> [Request] Which lines hold the word "page"? Copy each of them.

> [Source records]
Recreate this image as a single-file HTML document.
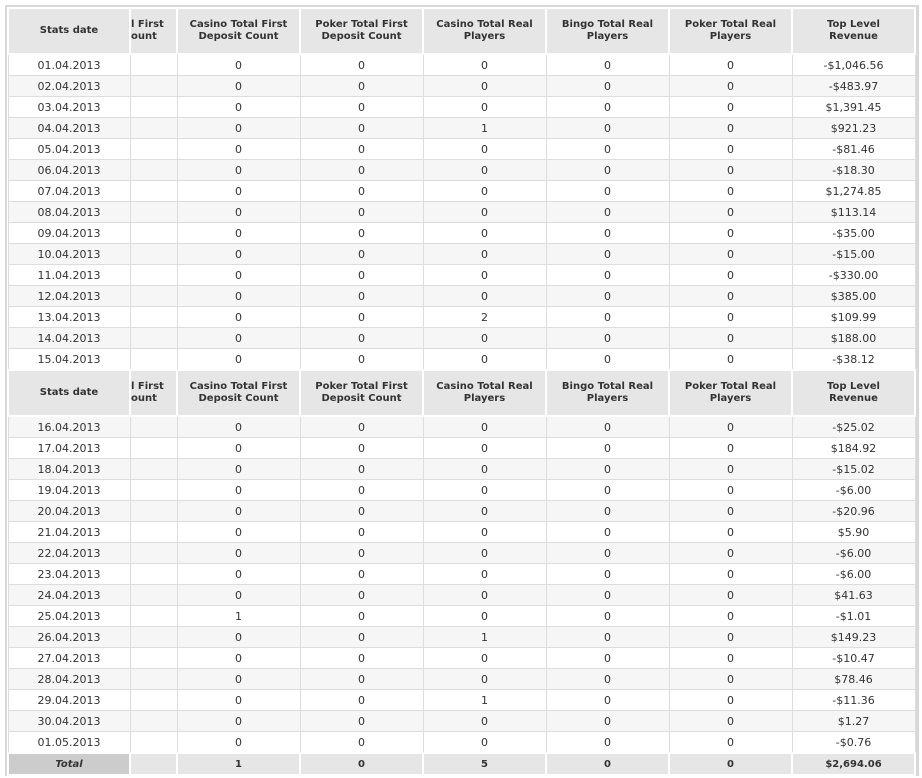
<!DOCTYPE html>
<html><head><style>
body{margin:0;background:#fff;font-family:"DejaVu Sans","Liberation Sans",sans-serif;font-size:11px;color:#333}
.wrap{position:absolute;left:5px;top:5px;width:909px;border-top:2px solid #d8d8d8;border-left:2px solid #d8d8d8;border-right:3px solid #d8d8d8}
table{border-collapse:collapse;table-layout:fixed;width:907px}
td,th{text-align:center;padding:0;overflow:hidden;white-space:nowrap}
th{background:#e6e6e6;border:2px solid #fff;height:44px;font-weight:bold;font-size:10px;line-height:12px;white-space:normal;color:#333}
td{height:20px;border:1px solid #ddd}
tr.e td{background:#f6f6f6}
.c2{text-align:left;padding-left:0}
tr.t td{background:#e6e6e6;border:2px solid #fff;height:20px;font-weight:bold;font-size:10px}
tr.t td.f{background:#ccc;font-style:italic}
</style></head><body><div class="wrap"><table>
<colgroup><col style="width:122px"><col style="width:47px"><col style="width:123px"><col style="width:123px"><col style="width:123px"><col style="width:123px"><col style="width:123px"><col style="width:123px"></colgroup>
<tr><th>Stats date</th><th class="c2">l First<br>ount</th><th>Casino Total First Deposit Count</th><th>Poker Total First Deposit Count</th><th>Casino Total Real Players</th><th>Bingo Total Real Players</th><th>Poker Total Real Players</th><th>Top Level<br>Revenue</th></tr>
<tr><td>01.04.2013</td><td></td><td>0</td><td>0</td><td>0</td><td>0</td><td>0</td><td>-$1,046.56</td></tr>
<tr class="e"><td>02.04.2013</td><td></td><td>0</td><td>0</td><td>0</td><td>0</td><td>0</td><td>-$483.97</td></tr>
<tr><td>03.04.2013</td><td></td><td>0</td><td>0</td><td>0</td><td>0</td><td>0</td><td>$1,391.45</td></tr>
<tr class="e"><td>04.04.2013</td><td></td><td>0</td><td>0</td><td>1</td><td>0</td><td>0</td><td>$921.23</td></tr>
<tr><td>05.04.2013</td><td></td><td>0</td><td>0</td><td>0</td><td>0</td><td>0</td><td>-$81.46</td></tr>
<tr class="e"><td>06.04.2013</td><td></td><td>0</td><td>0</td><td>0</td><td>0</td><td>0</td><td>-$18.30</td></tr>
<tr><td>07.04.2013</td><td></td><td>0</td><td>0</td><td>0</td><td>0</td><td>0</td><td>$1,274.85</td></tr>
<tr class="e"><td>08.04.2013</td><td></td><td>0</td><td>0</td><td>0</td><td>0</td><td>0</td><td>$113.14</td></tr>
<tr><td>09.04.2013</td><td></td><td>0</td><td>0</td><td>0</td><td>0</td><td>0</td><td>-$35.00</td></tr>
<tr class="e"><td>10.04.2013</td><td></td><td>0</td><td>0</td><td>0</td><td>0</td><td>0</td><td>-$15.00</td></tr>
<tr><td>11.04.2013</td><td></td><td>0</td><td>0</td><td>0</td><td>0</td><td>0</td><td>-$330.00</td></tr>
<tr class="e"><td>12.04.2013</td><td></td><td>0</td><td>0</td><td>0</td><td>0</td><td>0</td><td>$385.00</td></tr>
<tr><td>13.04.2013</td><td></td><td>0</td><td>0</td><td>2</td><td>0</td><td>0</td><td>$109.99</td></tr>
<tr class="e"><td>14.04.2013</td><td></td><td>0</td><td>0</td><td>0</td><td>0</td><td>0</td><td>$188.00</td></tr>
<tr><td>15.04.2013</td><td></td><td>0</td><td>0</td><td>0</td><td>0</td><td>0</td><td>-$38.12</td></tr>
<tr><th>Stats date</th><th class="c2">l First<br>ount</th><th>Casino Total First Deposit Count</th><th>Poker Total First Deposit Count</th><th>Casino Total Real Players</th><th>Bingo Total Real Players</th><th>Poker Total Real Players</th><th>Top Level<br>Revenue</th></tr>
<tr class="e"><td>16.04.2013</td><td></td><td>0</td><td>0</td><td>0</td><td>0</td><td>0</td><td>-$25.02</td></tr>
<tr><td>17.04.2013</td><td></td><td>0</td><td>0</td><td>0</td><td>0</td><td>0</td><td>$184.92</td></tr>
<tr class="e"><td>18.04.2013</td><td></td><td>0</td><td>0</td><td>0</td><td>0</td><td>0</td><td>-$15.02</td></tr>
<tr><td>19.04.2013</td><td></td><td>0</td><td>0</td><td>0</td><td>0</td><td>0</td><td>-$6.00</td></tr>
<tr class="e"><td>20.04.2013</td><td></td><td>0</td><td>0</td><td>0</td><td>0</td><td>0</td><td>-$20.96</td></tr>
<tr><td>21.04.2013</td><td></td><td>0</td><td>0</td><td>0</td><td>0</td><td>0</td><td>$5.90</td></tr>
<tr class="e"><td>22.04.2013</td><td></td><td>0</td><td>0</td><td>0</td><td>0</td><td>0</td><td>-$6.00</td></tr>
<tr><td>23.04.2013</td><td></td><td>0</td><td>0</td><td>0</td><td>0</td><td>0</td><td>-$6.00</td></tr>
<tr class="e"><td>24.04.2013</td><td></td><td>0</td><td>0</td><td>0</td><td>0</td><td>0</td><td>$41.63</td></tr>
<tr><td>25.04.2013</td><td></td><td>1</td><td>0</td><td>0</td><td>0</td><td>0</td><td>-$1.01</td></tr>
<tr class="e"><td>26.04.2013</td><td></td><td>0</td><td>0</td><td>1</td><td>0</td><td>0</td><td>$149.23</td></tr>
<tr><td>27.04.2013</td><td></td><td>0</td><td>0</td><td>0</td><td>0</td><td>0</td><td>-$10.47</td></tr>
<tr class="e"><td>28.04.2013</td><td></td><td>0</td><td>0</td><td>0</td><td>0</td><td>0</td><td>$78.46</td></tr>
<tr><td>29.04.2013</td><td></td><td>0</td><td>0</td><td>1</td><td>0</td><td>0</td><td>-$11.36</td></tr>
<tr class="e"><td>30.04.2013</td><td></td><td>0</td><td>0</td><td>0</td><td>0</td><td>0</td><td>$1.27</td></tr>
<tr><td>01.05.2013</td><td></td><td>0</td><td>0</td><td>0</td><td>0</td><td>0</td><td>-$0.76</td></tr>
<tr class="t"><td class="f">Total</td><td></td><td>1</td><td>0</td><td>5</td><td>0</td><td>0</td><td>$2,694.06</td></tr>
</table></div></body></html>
--
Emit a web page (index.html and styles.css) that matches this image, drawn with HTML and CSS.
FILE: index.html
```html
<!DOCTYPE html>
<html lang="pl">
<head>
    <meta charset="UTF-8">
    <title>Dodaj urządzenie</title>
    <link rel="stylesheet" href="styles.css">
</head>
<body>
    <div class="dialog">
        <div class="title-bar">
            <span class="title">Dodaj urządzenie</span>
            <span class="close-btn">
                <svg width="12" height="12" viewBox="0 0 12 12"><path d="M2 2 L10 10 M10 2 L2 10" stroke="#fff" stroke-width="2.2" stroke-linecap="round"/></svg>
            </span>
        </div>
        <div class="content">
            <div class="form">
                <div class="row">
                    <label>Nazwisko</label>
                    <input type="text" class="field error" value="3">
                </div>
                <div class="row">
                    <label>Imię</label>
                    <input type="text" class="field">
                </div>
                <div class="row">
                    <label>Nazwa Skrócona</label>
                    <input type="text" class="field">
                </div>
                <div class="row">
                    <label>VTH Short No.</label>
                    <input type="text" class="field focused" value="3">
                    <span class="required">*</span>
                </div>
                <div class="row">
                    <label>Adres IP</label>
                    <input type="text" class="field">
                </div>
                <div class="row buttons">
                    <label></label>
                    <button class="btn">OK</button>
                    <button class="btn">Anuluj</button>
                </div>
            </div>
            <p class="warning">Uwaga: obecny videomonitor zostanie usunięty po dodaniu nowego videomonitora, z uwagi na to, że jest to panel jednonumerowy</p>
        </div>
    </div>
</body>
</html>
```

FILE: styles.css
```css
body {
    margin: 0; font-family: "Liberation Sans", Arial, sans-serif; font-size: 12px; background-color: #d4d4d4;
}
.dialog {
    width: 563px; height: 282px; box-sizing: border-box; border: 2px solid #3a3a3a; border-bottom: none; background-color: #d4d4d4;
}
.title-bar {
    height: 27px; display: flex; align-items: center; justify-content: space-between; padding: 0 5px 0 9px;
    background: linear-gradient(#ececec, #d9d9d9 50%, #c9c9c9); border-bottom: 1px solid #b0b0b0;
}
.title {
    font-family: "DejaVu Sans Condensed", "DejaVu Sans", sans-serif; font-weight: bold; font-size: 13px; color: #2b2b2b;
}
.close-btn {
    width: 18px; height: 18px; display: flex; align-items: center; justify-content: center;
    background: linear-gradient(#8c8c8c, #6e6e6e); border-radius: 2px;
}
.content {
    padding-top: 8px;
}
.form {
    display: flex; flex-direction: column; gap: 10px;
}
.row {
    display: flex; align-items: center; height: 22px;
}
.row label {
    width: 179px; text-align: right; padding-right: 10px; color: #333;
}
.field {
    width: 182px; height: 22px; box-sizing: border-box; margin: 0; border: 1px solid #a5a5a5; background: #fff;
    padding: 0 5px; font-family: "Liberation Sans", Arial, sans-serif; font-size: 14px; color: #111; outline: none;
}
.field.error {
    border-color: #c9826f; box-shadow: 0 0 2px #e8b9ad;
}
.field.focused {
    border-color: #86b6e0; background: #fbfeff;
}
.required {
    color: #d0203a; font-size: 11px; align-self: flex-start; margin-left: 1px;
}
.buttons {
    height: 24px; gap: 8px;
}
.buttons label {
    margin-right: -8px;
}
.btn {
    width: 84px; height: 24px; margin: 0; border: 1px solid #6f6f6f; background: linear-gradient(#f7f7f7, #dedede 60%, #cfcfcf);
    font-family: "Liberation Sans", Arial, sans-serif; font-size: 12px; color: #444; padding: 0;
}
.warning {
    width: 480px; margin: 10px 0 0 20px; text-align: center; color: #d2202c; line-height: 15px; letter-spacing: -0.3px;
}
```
---
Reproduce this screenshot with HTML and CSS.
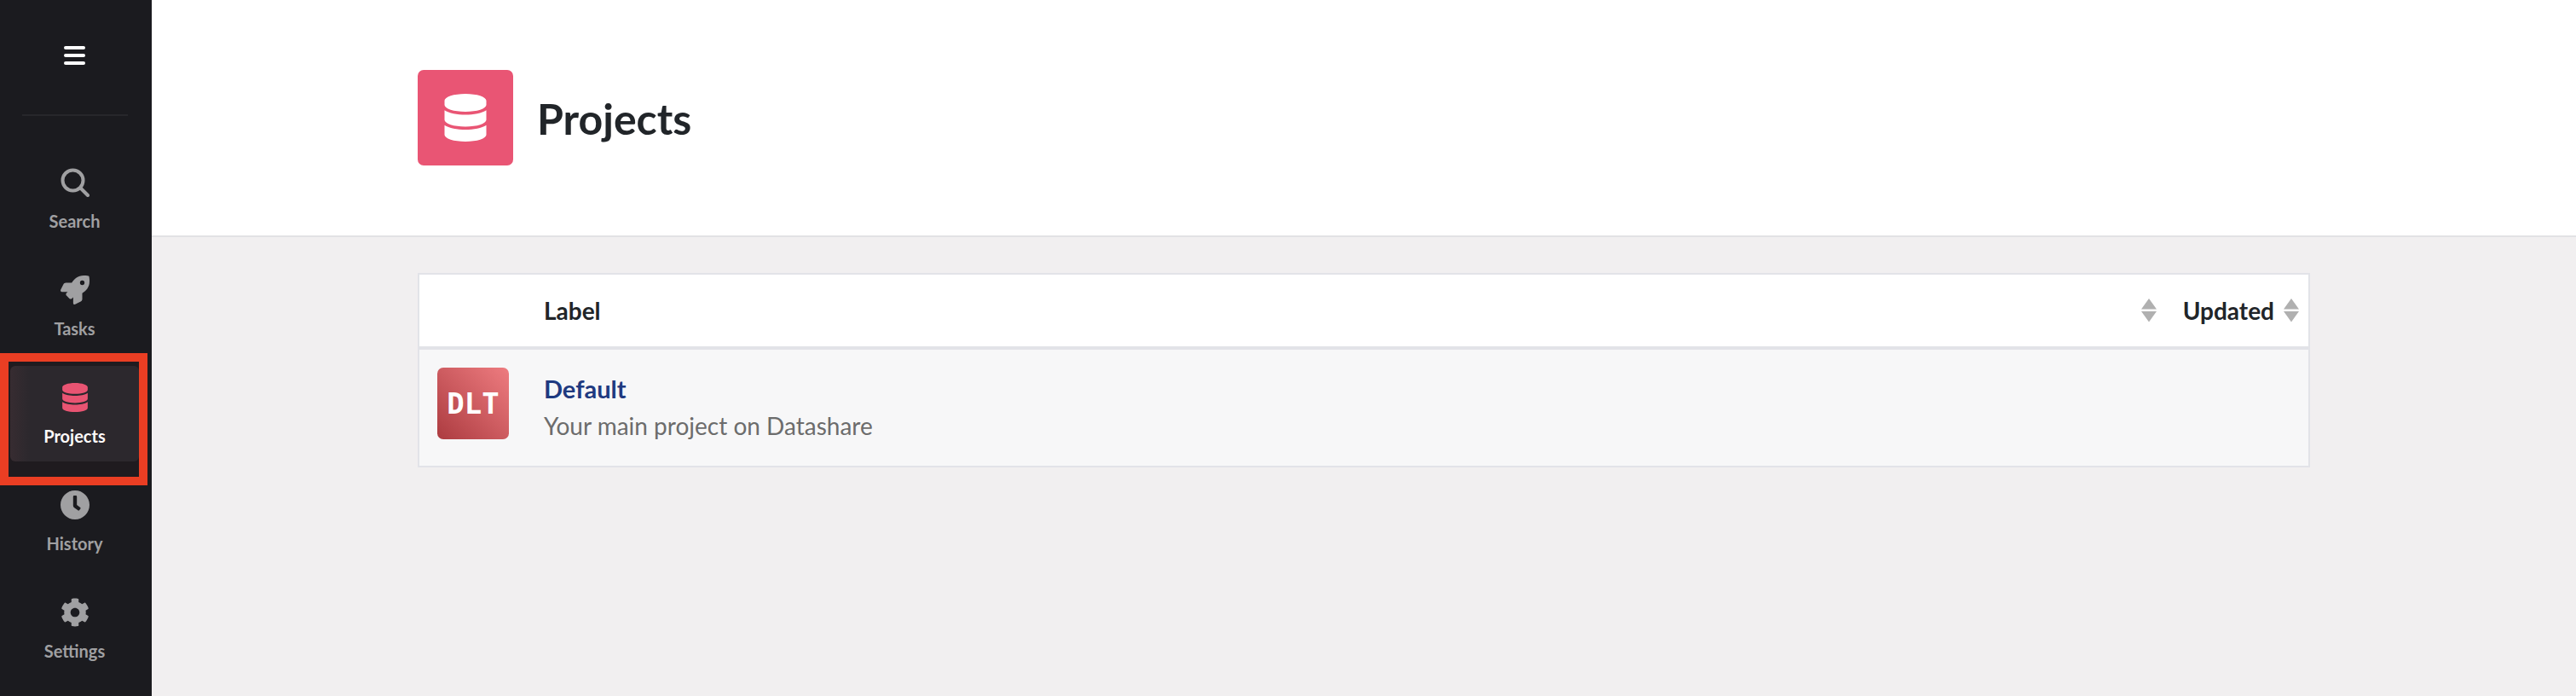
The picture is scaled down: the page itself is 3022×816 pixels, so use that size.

> [Expected answer]
Emit a web page (index.html and styles.css) that matches this image, drawn with HTML and CSS.
The picture is scaled down: the page itself is 3022×816 pixels, so use that size.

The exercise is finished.